I don’t know when exactly, but at some point in the last 12 years, I discovered the word “turducken.”
“Tur-what?” I remember asking.
“Turducken,” GB replied. “Turkey stuffed with duck stuffed with chicken.”
“You’re kidding.”
“You debone and stuff one into the other from smallest to largest, and when you cut through, you get a little of each. Sometimes the chicken is stuffed with andouille.”
Wow. What a concept! It reminded me of those German stacking dolls: big doll covers medium, medium doll covers small, small doll covers delicious sausage stuffing. I liked the novelty of it, and was all for the idea of serving turducken—until I spotted one several weeks later in a Williams Sonoma catalog. According to page 36, I could purchase my very own turducken for $150.00. Or, according to Paula Deen, I could spend five hours preparing one.
Too much money. Too much work. We stuck with ham that year, because ham is easy.
~*~
“My parents can join us for New Year’s,” GB says.
“Oh, that’s good,” I say, looking up from my laptop. “It’s nice of them to make the drive.”
“I’m thinking about baking a Maryland stuffed ham for them,” he continues. “We haven’t had one since Mom made that one 10 years ago. Remember?”
I do remember. (GB’s family lives in Kentucky now, but they’re from the Chesapeake Bay area. There are a few recipes in his family tree that have special meaning, and this is one of them.) A decade ago, I watched my husband and mother-in-law chop more greens than I’d ever seen in one kitchen, then don a pair of surgical gloves each and just start stuffing. It took hours. I chuckled at their methodical focus. With the gloves, they looked like heart surgeons running a transplant.
I’d like to see that again for the sheer entertainment value. So I nod. “A ham would be great,” I say.
~*~
GB starts chopping the greens at noon on New Year’s eve. I’m working from home, so I set up shop in the kitchen and watch his progress between my rigorous editorial reviews. He tackles eight lbs. of kale and two medium cabbages before moving on to 12 bunches of watercress, 12 bunches of green onions and one bunch of celery.

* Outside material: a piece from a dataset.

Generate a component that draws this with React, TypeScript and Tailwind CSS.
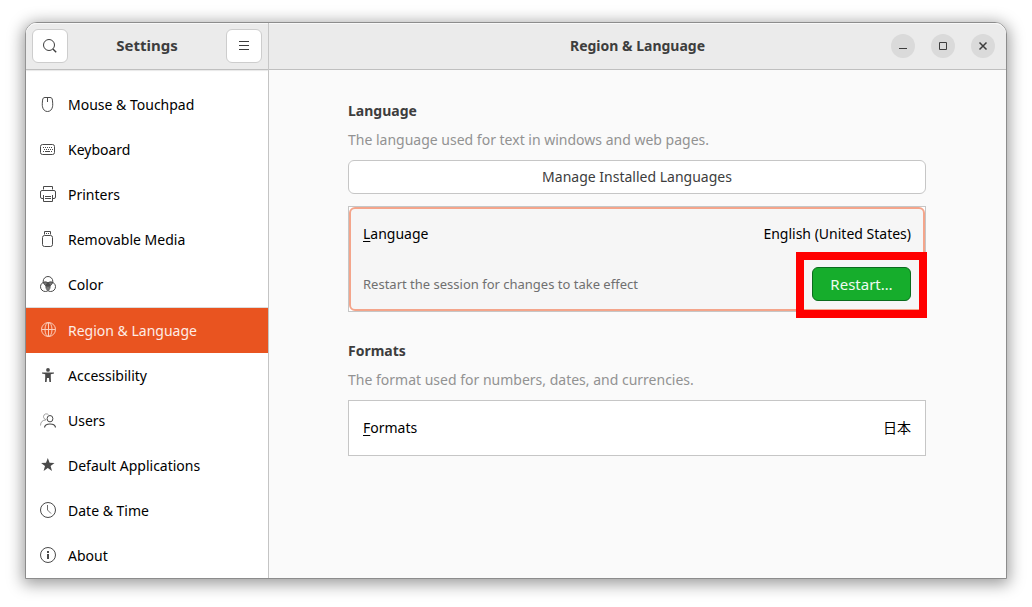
import type { ReactNode } from 'react';

function Icon({ children }: { children: ReactNode }) {
  return (
    <svg
      aria-hidden="true"
      className="size-4 shrink-0"
      viewBox="0 0 16 16"
      fill="none"
      stroke="currentColor"
      strokeWidth="1"
    >
      {children}
    </svg>
  );
}

const SearchIcon = () => (
  <Icon>
    <circle cx="7" cy="7" r="5.500" />
    <path d="M10.900 11l3.300 3.200" strokeWidth="1.400" />
  </Icon>
);

const MenuIcon = () => (
  <Icon>
    <path d="M3 3.500h10M3 7.500h10M3 11.500h10" />
  </Icon>
);

const MouseIcon = () => (
  <Icon>
    <path d="M5 1.500h5c1.700 0 2.300 1 2.400 2.600.3 2.800.5 4.800.1 6.700-.6 2.900-2.400 4.700-5 4.700s-4.400-1.800-5-4.700c-.4-1.900-.2-3.900.1-6.700C2.700 2.500 3.300 1.500 5 1.500zM7.500 1.500v4.500" />
  </Icon>
);

const KeyboardIcon = () => (
  <Icon>
    <rect x=".5" y="3.500" width="14" height="10" rx="2" />
    <path d="M3 6.500h10M4 8.500h9" strokeDasharray="1 1" />
    <path d="M3 10.500h1M5 10.500h5M11 10.500h1" />
  </Icon>
);

const PrinterIcon = () => (
  <Icon>
    <path d="M3.500 3.500v-3h9v3" />
    <path d="M3 12.500H2A1.500 1.500 0 0 1 .5 11V6A1.500 1.500 0 0 1 2 4.500h12A1.500 1.500 0 0 1 15.500 6v5a1.500 1.500 0 0 1-1.500 1.500h-1" />
    <path d="M3.500 9v6.500h9V9M5 10.500h6M5 12.500h6" />
  </Icon>
);

const UsbIcon = () => (
  <Icon>
    <path d="M4.500 3.500v-3h6v3" />
    <path d="M6 2.500h1M8 2.500h1" />
    <rect x="2.500" y="4.500" width="10" height="11" rx="2" />
  </Icon>
);

const ColorIcon = () => (
  <Icon>
    <path
      d="M3.400 6a4.800 4.800 0 0 1 4.600.6A4.800 4.800 0 0 1 12.600 6a4.800 4.800 0 0 1-2.500 3.800A4.800 4.800 0 0 1 8 14.400a4.800 4.800 0 0 1-2.100-4.600A4.800 4.800 0 0 1 3.400 6z"
      fill="currentColor"
      stroke="none"
      opacity=".75"
    />
    <path d="M8 6.600a4.800 4.800 0 0 1 2.100 3.200 4.800 4.800 0 0 1-4.200 0A4.800 4.800 0 0 1 8 6.600z" fill="currentColor" stroke="none" />
    <circle cx="8" cy="5.300" r="4.800" />
    <circle cx="5.300" cy="10.700" r="4.800" />
    <circle cx="10.700" cy="10.700" r="4.800" />
  </Icon>
);

const GlobeIcon = () => (
  <Icon>
    <circle cx="8.500" cy="7.500" r="7" />
    <ellipse cx="8.500" cy="7.500" rx="3.500" ry="7" />
    <path d="M1.500 7.500h14M8.500.5v14" />
  </Icon>
);

const AccessibilityIcon = () => (
  <Icon>
    <g fill="currentColor" stroke="none">
      <circle cx="8" cy="2.900" r="1.900" />
      <path d="M2 5.500h12v1l-3.200.8v3.200l.2 4.500H9.400L9 11H7l-.4 4H5l.2-4.500V7.300L2 6.500z" />
    </g>
  </Icon>
);

const UsersIcon = () => (
  <Icon>
    <g opacity=".5">
      <path d="M8.600 2.900A2.900 3 0 0 0 3.500 4.500c0 1.700 1.200 3.100 2.800 3.100M.5 13.500c.1-3.500 1.800-5.300 5.300-5.500" />
    </g>
    <ellipse cx="10" cy="6.700" rx="2.900" ry="3.200" />
    <path d="M4.500 15.500c.3-2.500 2.200-3.500 5.500-3.500s5.200 1 5.500 3.500" strokeWidth="1.200" />
  </Icon>
);

const StarIcon = () => (
  <Icon>
    <path
      d="M7.800 1l1.800 4.700 4.900.2-3.900 3.100 1.400 4.900-4.200-2.800-4.200 2.800L5 9 1.100 5.900l4.900-.2z"
      fill="currentColor"
      stroke="none"
    />
  </Icon>
);

const ClockIcon = () => (
  <Icon>
    <circle cx="8" cy="8" r="7.500" />
    <path d="M7.500 3v5l3.500 3.500" opacity=".8" />
  </Icon>
);

const InfoIcon = () => (
  <Icon>
    <circle cx="8" cy="8" r="7.500" />
    <path d="M7 4h2v2H7zM7 7h2v5H7z" fill="currentColor" stroke="none" />
  </Icon>
);

const sections = [
  { label: 'Mouse & Touchpad', icon: <MouseIcon /> },
  { label: 'Keyboard', icon: <KeyboardIcon /> },
  { label: 'Printers', icon: <PrinterIcon /> },
  { label: 'Removable Media', icon: <UsbIcon /> },
  { label: 'Color', icon: <ColorIcon /> },
  { label: 'Region & Language', icon: <GlobeIcon />, current: true },
  { label: 'Accessibility', icon: <AccessibilityIcon /> },
  { label: 'Users', icon: <UsersIcon /> },
  { label: 'Default Applications', icon: <StarIcon /> },
  { label: 'Date & Time', icon: <ClockIcon /> },
  { label: 'About', icon: <InfoIcon /> },
];

const headerButton =
  'flex h-[34px] w-9 items-center justify-center rounded-md border border-[#cdcdcd] bg-white text-[#3d3d3d]';
const windowButton = 'flex size-6 items-center justify-center rounded-full bg-[#dadada] text-[#3d3d3d]';

function Sidebar() {
  return (
    <aside className="flex w-[243px] shrink-0 flex-col rounded-tl-[11px] border-r border-[#c4c4c4] bg-white">
      <header className="flex h-[47px] items-center justify-between rounded-tl-[11px] border-b border-[#bfbfbf] bg-[#ebebeb] px-1.5 shadow-[inset_0_1px_0_#f8f8f8,0_1px_1px_#e8e8e8]">
        <button type="button" aria-label="Search" className={headerButton}>
          <SearchIcon />
        </button>
        <h1 className="pb-0.5 text-[15px] font-bold text-[#3d3d3d]">Settings</h1>
        <button type="button" aria-label="Menu" className={headerButton}>
          <MenuIcon />
        </button>
      </header>
      <nav className="pt-3">
        {sections.map(({ label, icon, current }) => (
          <a
            key={label}
            href="#"
            aria-current={current ? 'page' : undefined}
            className={
              current
                ? 'flex h-[46px] items-center gap-3 border-t border-[#dcdcdc] bg-[#e95420] bg-clip-padding px-3.5 pb-px text-[#fbcdbb]'
                : 'flex h-[45px] items-center gap-3 px-3.5 pb-px text-[#4a4a4a]'
            }
          >
            {icon}
            <span className={current ? 'pt-0.5 text-[#fdece6]' : 'pt-0.5 text-black'}>{label}</span>
          </a>
        ))}
      </nav>
    </aside>
  );
}

export default function App() {
  return (
    <div className="flex min-h-screen flex-col bg-white px-[25px] pt-[22px] pb-7 font-['Noto_Sans','Noto_Sans_CJK_JP',sans-serif] text-sm leading-5">
      <div className="flex grow rounded-t-xl border border-[#8c8c8c] bg-[#fafafa] shadow-[0_3px_16px_2px_rgba(0,0,0,0.4)]">
        <Sidebar />
        <div className="flex min-w-0 grow flex-col">
          <header className="grid h-[47px] grid-cols-[1fr_auto_1fr] items-center rounded-tr-[11px] border-b border-[#bfbfbf] bg-[#ebebeb] px-[11px] shadow-[inset_0_1px_0_#f8f8f8]">
            <h2 className="col-start-2 font-bold text-[#3d3d3d]">Region &amp; Language</h2>
            <div className="flex justify-end gap-4">
              <button type="button" aria-label="Minimize" className={windowButton}>
                <Icon>
                  <path d="M4 10.500h8" />
                </Icon>
              </button>
              <button type="button" aria-label="Maximize" className={windowButton}>
                <Icon>
                  <path d="M4.500 4.500h7v7h-7z" />
                </Icon>
              </button>
              <button type="button" aria-label="Close" className={windowButton}>
                <Icon>
                  <path d="M4.500 4.500l7 7M11.500 4.500l-7 7" strokeWidth="1.500" />
                </Icon>
              </button>
            </div>
          </header>

          <div className="pr-px">
            <main className="mx-auto w-full max-w-[578px] pt-[31px]">
              <section>
                <h3 className="font-bold text-[#3d3d3d]">Language</h3>
                <p className="mt-[9px] text-[#929292]">The language used for text in windows and web pages.</p>
                <button
                  type="button"
                  className="mt-2.5 h-[34px] w-full rounded-md border border-[#c6c6c6] bg-white text-[#3d3d3d]"
                >
                  Manage Installed Languages
                </button>
                <div className="mt-3 border border-[#c6c6c6] bg-white">
                  <div className="rounded-md border-2 border-[#f4a58b] bg-[#f6f6f6] px-3">
                    <button type="button" className="flex h-[50px] w-full items-center justify-between text-black">
                      <span>
                        <u className="underline-offset-2">L</u>anguage
                      </span>
                      <span>English (United States)</span>
                    </button>
                    <div className="flex h-[50px] items-center justify-between">
                      <p className="text-[13px] text-[#707070]">Restart the session for changes to take effect</p>
                      <div className="relative">
                        <button
                          type="button"
                          className="block h-[34px] w-[99px] rounded-md border border-[#0b6b1d] bg-[#16ad2c] text-[15px] text-[#eefbf0]"
                        >
                          Restart…
                        </button>
                        <div className="pointer-events-none absolute -inset-x-4 -top-[15px] -bottom-[17px] border-8 border-[#ff0000]" />
                      </div>
                    </div>
                  </div>
                </div>
              </section>

              <section className="mt-[29px]">
                <h3 className="font-bold text-[#3d3d3d]">Formats</h3>
                <p className="mt-[9px] text-[#929292]">The format used for numbers, dates, and currencies.</p>
                <button
                  type="button"
                  className="mt-2.5 flex h-14 w-full items-center justify-between border border-[#c6c6c6] bg-white px-3.5 text-black"
                >
                  <span>
                    <u className="underline-offset-2">F</u>ormats
                  </span>
                  <span lang="ja">日本</span>
                </button>
              </section>
            </main>
          </div>
        </div>
      </div>
    </div>
  );
}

An hour and a half later, he has chopped enough greens to fill a garbage bag. I know this because we don’t have a bowl large enough to hold it all. (Who would?) He boils everything down, and then pulls on the surgical gloves.
By the time he finishes stuffing, it’s 4 PM. The ham is so large, and will need to cook so long, he wraps it in a clean t-shirt to hold it together and keep it from burning.
When he finally slides it from the oven at 10 PM, it looks like this.
He carves a sample and hands it to his mother. She takes a bite and nods approvingly. “Damn that ham,” she says with bewildered appreciation. In 15 years, it’s the first time I’ve ever heard her swear.
~*~
It’s a pretty dish. You serve it cold.
In St. Mary’s county, where the recipe began, it’s considered a delicacy. You’ll fork over more than $200 for one of these babies.
It’s the kind of dish you make every decade or so.
My side dishes take one hour to prep and bake. When I place them next to my husband’s work of art, I feel like a slacker.
GB’s mom and dad eat with smiles on their faces. I’m sure they never thought they’d find such a nostalgic bit of home in the suburbs of Columbus, OH. As for GB, I think there’s something sweet about a son who will spend 10 hours on a ham, just to make his parents happy.
But that’s GB for you: thoughtful stuffed with generous stuffed with sweet. A bit like a turducken, actually.